Pilkington’s story represents the shift of bullying away from physical intimidation to Internet hazing. With the growing popularity of social networking sites, it is becoming easier to take personal information about people and turn it into harassment.

According to the Pew Research Group, an think tank based in Washington, D.C, 93 percent of American teens between 12-17 are online, and of those, 32 percent have experienced some form of online harassment. “Adina’s Deck,” an independent documentary on cyber-bullying created by a Stanford student, Debbie Heimowitz, puts the number at nearly 60 percent, based on research at three California middle schools.

These statistics illustrate the ubiquity of the problem of cyberbullying. In addition, these studies also indicate a large percentage of victims of cyberbullying do not inform any authority. It is imperative that the methods for dealing with these harassers also evolve to keep up with the changing times, so students know where to turn.

Using the Internet as a veil for their identities and an outlet for dealing with their own insecurities, people send venomous messages to others through the web that they would not dare to say in person. Formspring, a relative newcomer to the social media market, is a website that allows people to send and receive anonymous questions on their profiles. Another examples of a website that provides the opportunity for anonymity abuse is Chatroulette, a site that allows users to video chat with random strangers. Unfortunately, the anonymity afforded by these websites is often abused, and harassers use it as a shield to protect themselves from the repercussions of making offensive and hurtful comments.

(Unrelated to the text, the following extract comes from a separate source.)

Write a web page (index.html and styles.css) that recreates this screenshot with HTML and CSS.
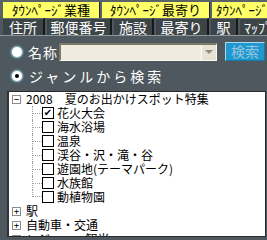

Proponents of Formspring argue that it facilitates the free exchange of ideas, since people feel free to ask their friends questions without pressure or fear of backlash. While this is certainly a noble sentiment, few students utilize Formspring for its intended purpose.

The effects of this kind of bullying on teens are troubling. Anonymous comments are even more potent than open insults because they leave students without a venue to face their tormentors. Students, parents and administrators alike have no way of identifying the culprits behind the bullying and so these students have to suffer the anonymous harassment without relief. Numerous studies have shown the correlation between bullying and lowered self-esteem, depression and suicidal tendencies. With no way of confronting their tormentors to resolve conflict or seek help from authorities in preventing the bullying, students are forced to take Pilkington’s solution of suicide to escape the effects of this problem.

The invention of new websites that allow Internet anonymity have given rise to a new form of bullying that causes much more harm than “traditional” bullying. Unfortunately, most school’s disciplinary measures have failed to keep up with the spread of this new medium of harassment. To promote the well-being of our students, authorities need to take more active measures to apprehend and stop cyber bullies the same way they can to the local lunch money collector.